14 Şimşon, “Yiyenden yiyecek, Güçlüden tatlı çıktı” dedi. Üç gün geçtiyse de bilmeceyi çözemediler.
Então lhes disse: Do comedor saiu comida, e doçura saiu do forte. E em três dias não puderam declarar o enigma.
15 Dördüncü gün gençler Şimşon'un karısına, “Kocanı kandır da bize bilmecenin yanıtını versin” dediler, “Yoksa, seni de babanın evini de yakarız. Bizi soymak için mi buraya çağırdınız?”
E sucedeu que, ao sétimo dia, disseram à mulher de Sansão: Persuade a teu marido que nos declare o enigma, para que porventura não queimemos a fogo a ti e à casa de teu pai: chamastes-nos vós aqui para possuir o que é nosso, não é assim?
16 Şimşon'un karısı ağlayarak ona, “Benden nefret ediyorsun” dedi, “Beni sevmiyorsun. Soydaşlarıma bir bilmece sordun, yanıtını bana söylemedin.” Şimşon karısına, “Bak” dedi, “Anneme babama bile söylemedim, sana mı söyleyeceğim?”
E a mulher de Sansão chorou diante dele, e disse: Tão somente me aborreces, e não me amas; pois deste aos filhos do meu povo um enigma a adivinhar, e ainda mo não declaraste a mim. E ele lhe disse: Eis que nem a meu pai nem a minha mãe o declarei, e to declararia a ti?
17 Kadın şölen boyunca yedi gün ağlayıp durdu. Kadının sürekli sıkıştırması üzerine Şimşon yedinci gün bilmecenin yanıtını ona söyledi. Kadın da yanıtı soydaşlarına iletti.
E chorou diante dele os sete dias em que celebravam as bodas: sucedeu pois que ao sétimo dia lho declarou, porquanto o importunava; então ela declarou o enigma aos filhos do seu povo.

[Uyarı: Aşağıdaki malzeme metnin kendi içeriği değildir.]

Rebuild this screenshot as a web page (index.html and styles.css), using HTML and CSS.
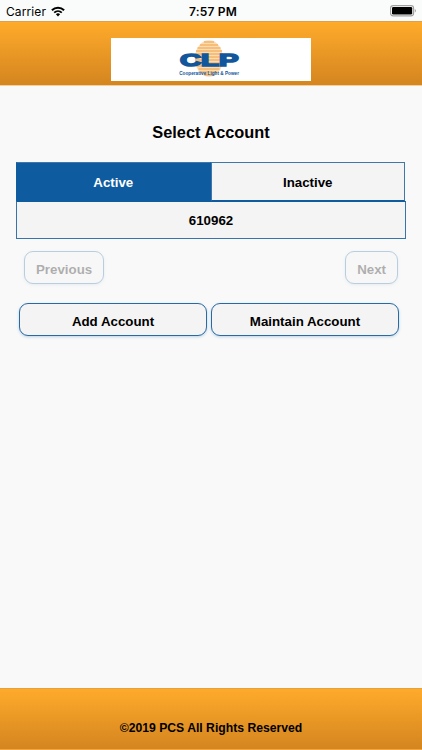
FILE: index.html
```html
<!DOCTYPE html>
<html lang="en">
<head>
  <meta charset="UTF-8">
  <meta name="viewport" content="width=device-width, initial-scale=1.0">
  <title>Select Account</title>
  <link rel="stylesheet" href="styles.css">
</head>
<body>

<!-- Status bar -->
<div class="status-bar">
  <div class="carrier">
    <span>Carrier</span>
    <svg class="wifi" width="14" height="11" viewBox="0 0 14 11">
      <path d="M0.9 4.2a8.7 8.7 0 0 1 12.2 0" fill="none" stroke="#000" stroke-width="2"/>
      <path d="M3.2 6.7a5.5 5.5 0 0 1 7.6 0" fill="none" stroke="#000" stroke-width="1.8"/>
      <path d="M4.9 8.3a3 3 0 0 1 4.2 0L7 10.5z"/>
    </svg>
  </div>
  <span class="time">7:57 PM</span>
  <div class="battery">
    <svg width="27" height="12" viewBox="0 0 27 12">
      <rect x="0.6" y="0.6" width="23" height="10.3" rx="2.6" fill="#fff" stroke="#a0a0a0" stroke-width="1.1"/>
      <rect x="2" y="2" width="20.2" height="7.5" rx="1.3"/>
      <path d="M24.8 4a2 2 0 0 1 0 3.6z" fill="#a0a0a0"/>
    </svg>
  </div>
</div>

<!-- Header -->
<header class="header">
  <div class="logo">
    <svg width="76" height="43" viewBox="0 0 76 43">
      <ellipse cx="38" cy="20.5" rx="14" ry="18.3" fill="#fbdcb4"/>
      <path d="M33 4h10M29 7h18M26.5 10h23M25 13h26M24.2 16h27.6M24 19h28M24 22h28M24.4 25h27.2M25.5 28h25M27.5 31h21M30 34h16M33.5 37h9" fill="none" stroke="#f6b467" stroke-width="1.5"/>
      <text class="logo-name" x="9" y="28.2" textLength="58.5" lengthAdjust="spacingAndGlyphs">CLP</text>
      <text class="logo-sub" x="8.2" y="36.6" textLength="59.8" lengthAdjust="spacingAndGlyphs">Cooperative Light &amp; Power</text>
    </svg>
  </div>
</header>

<!-- Accounts -->
<main class="content">
  <h1>Select Account</h1>

  <div class="tabs">
    <button class="tab active">Active</button>
    <button class="tab">Inactive</button>
  </div>
  <div class="account">610962</div>

  <div class="pager">
    <button class="btn" disabled>Previous</button>
    <button class="btn" disabled>Next</button>
  </div>

  <div class="actions">
    <button class="btn">Add Account</button>
    <button class="btn">Maintain Account</button>
  </div>
</main>

<footer class="footer">©2019 PCS All Rights Reserved</footer>

</body>
</html>
```

FILE: styles.css
```css
* {
  margin: 0;
  padding: 0;
  box-sizing: border-box;
}

html, body {
  height: 100%;
}

body {
  display: flex;
  flex-direction: column;
  font-family: "Liberation Sans", Arial, sans-serif;
  font-weight: bold;
  color: #000;
  background-color: #f9f9f9;
}

/* Status bar */
.status-bar {
  display: grid;
  grid-template-columns: 1fr auto 1fr;
  align-items: center;
  height: 21px;
  padding: 1px 6px 0;
  font-family: Inter, sans-serif;
  font-size: 12px;
  font-weight: 400;
  background-color: #fafcfb;
}

.carrier {
  display: flex;
  align-items: center;
  gap: 5px;
  letter-spacing: 0.1px;
}

.time {
  font-weight: 600;
  padding-left: 4px;
  letter-spacing: 0.2px;
}

.battery {
  display: flex;
  justify-content: flex-end;
}

.battery svg {
  margin-right: -1px;
}

/* Header */
.header {
  display: flex;
  justify-content: center;
  height: 65px;
  padding-top: 16px;
  border-top: 1px solid #dda04d;
  border-bottom: 1px solid #f3cf9c;
  background: linear-gradient(#feab2b, #d4851f);
}

.logo {
  display: flex;
  justify-content: center;
  width: 200px;
  height: 43px;
  padding-right: 4px;
  background-color: #fff;
}

.logo-name {
  font-size: 17px;
  fill: #12579b;
  stroke: #12579b;
  stroke-width: 1.6px;
}

.logo-sub {
  font-size: 5.4px;
  fill: #12579b;
}

/* Accounts */
.content {
  flex: 1;
  padding: 36px 16px 0;
}

h1 {
  height: 40px;
  font-size: 16.35px;
  line-height: 20px;
  text-align: center;
}

button {
  font: inherit;
  color: inherit;
}

.tabs {
  display: flex;
  height: 39px;
  margin-right: 1px;
}

.tab {
  flex: 1;
  padding-top: 1px;
  font-size: 13.3px;
  background-color: #f4f4f4;
  border: 1px solid #3f77a8;
  border-bottom-color: #0e5c9f;
}

.tab.active {
  color: #fff;
  background-color: #0e5c9f;
  border-color: #3f77a8 #0e5c9f #0e5c9f;
}

.account {
  height: 38px;
  font-size: 13.3px;
  line-height: 37px;
  text-align: center;
  background-color: #f4f4f4;
  border: 1px solid #3874a8;
  border-top-color: #0e5c9f;
}

.btn {
  height: 33px;
  padding-top: 3px;
  font-size: 13.3px;
  background-color: #f4f4f4;
  border: 1px solid #2a6aa3;
  border-radius: 9px;
  box-shadow: 0 1px 3px rgba(40, 120, 190, 0.3);
}

.btn:disabled {
  opacity: 0.3;
}

.pager {
  display: flex;
  justify-content: space-between;
  padding: 12px 8px 0;
}

.pager .btn {
  padding-left: 11px;
  padding-right: 11px;
}

.actions {
  display: flex;
  gap: 4px;
  padding: 19px 7px 0 3px;
}

.actions .btn {
  flex: 1;
}

/* Footer */
.footer {
  height: 62px;
  padding-top: 32px;
  font-size: 12.2px;
  line-height: 15px;
  text-align: center;
  border-top: 1px solid #e6a13c;
  border-bottom: 1px solid #f3a63c;
  background: linear-gradient(#feab2b, #d4851f);
}
```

18 Yedinci gün, gün batmadan kentli gençler Şimşon'a geldiler. “Baldan tatlı, Aslandan güçlü ne var?” dediler. Şimşon, “Düvemle çift sürmüş olmasaydınız, bilmecemi çözemezdiniz” diye karşılık verdi.
Disseram-lhe pois os homens daquela cidade, ao sétimo dia, antes de se pôr o sol: Que coisa há mais doce do que o mel? e que coisa há mais forte do que o leão? E ele lhes disse: Se vós não lavrasseis com a minha novilha, nunca terieis descoberto o meu enigma.
19 RAB'bin Ruhu üzerine inince güçlenen Şimşon Aşkelon'a gitti; otuz kişi vurup mallarını yağmaladı, giysilerini de bilmeceyi çözenlere verdi. Öfkeden kudurmuş bir halde babasının evine döndü.
Então o espírito do Senhor tão possantemente se apossou dele, que desceu aos ascalonitas, e matou deles trinta homens, e tomou os seus vestidos, e deu as mudas de vestidos aos que declararam o enigma: porém acendeu-se a sua ira, e subiu à casa de seu pai
20 Şimşon'un karısı ise Şimşon'a eşlik eden sağdıca verildi.
E a mulher de Sansão foi dada ao seu companheiro que o acompanhava.